What do experts say?

Experts say Beijing is in no mood to relent.

“It would be a mistake to think that China will back off and remove tariffs unilaterally,” Alfredo Montufar-Helu, a senior advisor to the China Center at The Conference Board think tank, told BBC.

“Not only would it make China look weak, but it would also give leverage to the US to ask for more. We’ve now reached an impasse that will likely lead to long-term economic pain.”

They also say the decoupling between the world’s two largest economies seems to have begun.

“This is probably the strongest indication we’ve seen pushing towards a hard decoupling,” said Nick Marro, principal economist for Asia at the Economist Intelligence Unit, told CNN.

“It’s really hard to overstate the expected shocks this is going to have, not just to the Chinese economy itself, but also to the entire global trading landscape” as well as on the US, Marro added.

Experts think things can get even worse.

“I do not remember ever being this pessimistic about the trajectory of US-China relations,” China analyst Bill Bishop was quoted as writing a newsletter as per The Guardian.

“The trade relationship is the linchpin between the two countries, and as it breaks we should probably expect other areas to see more stress.”

As Deborah Elms, Head of Trade Policy at the Hinrich Foundation in Singapore, told BBC, “You can only tariff so much for so long. But there are other ways both countries can hit each other. So you might say it can’t possibly get worse, but there are many ways in which it can.”

“So we are in a very different universe, one that is really murky.”

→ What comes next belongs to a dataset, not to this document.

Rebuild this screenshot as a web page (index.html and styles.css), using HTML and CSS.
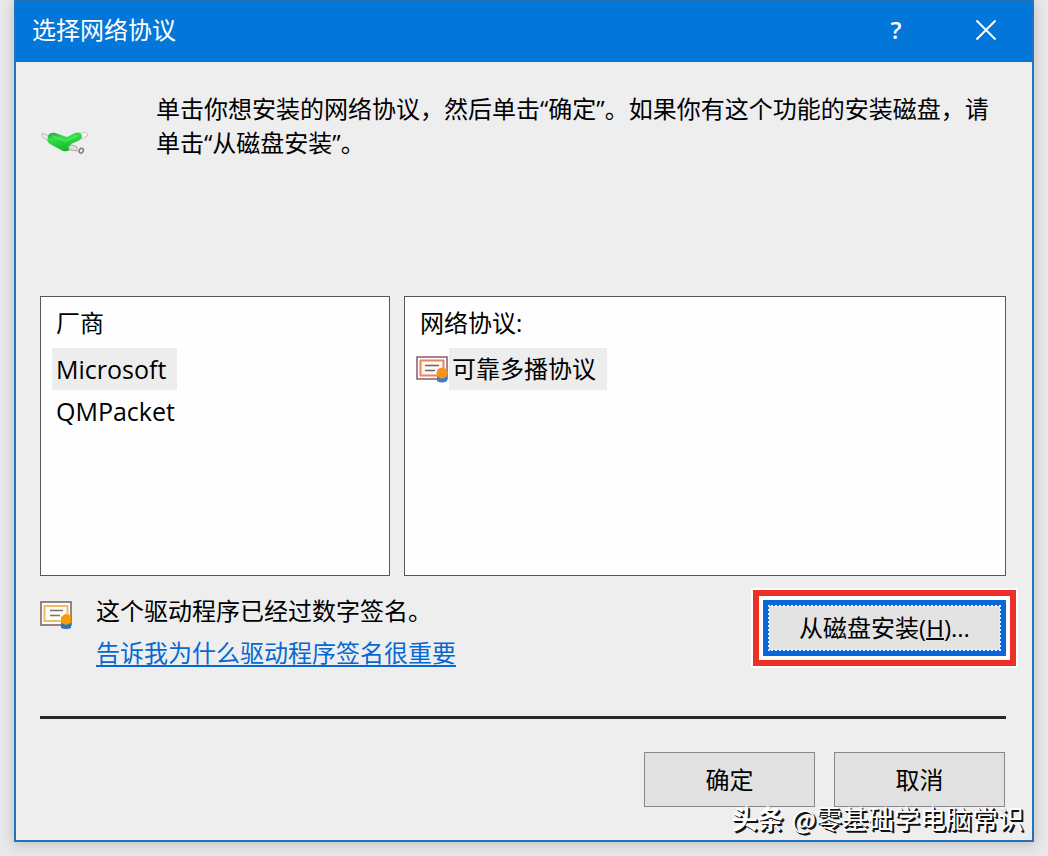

UBS analysts said in a note that China’s declaration that it would not retaliate in kind against any further tariff increases was “an acknowledgement that trade between the two countries has essentially been completely severed”.

“I think the US is overplaying its hand,” Elms added. “How will this end? No-one knows,” she says. “I’m really concerned about the speed and escalation. The future is much more challenging and the risks are just so high.”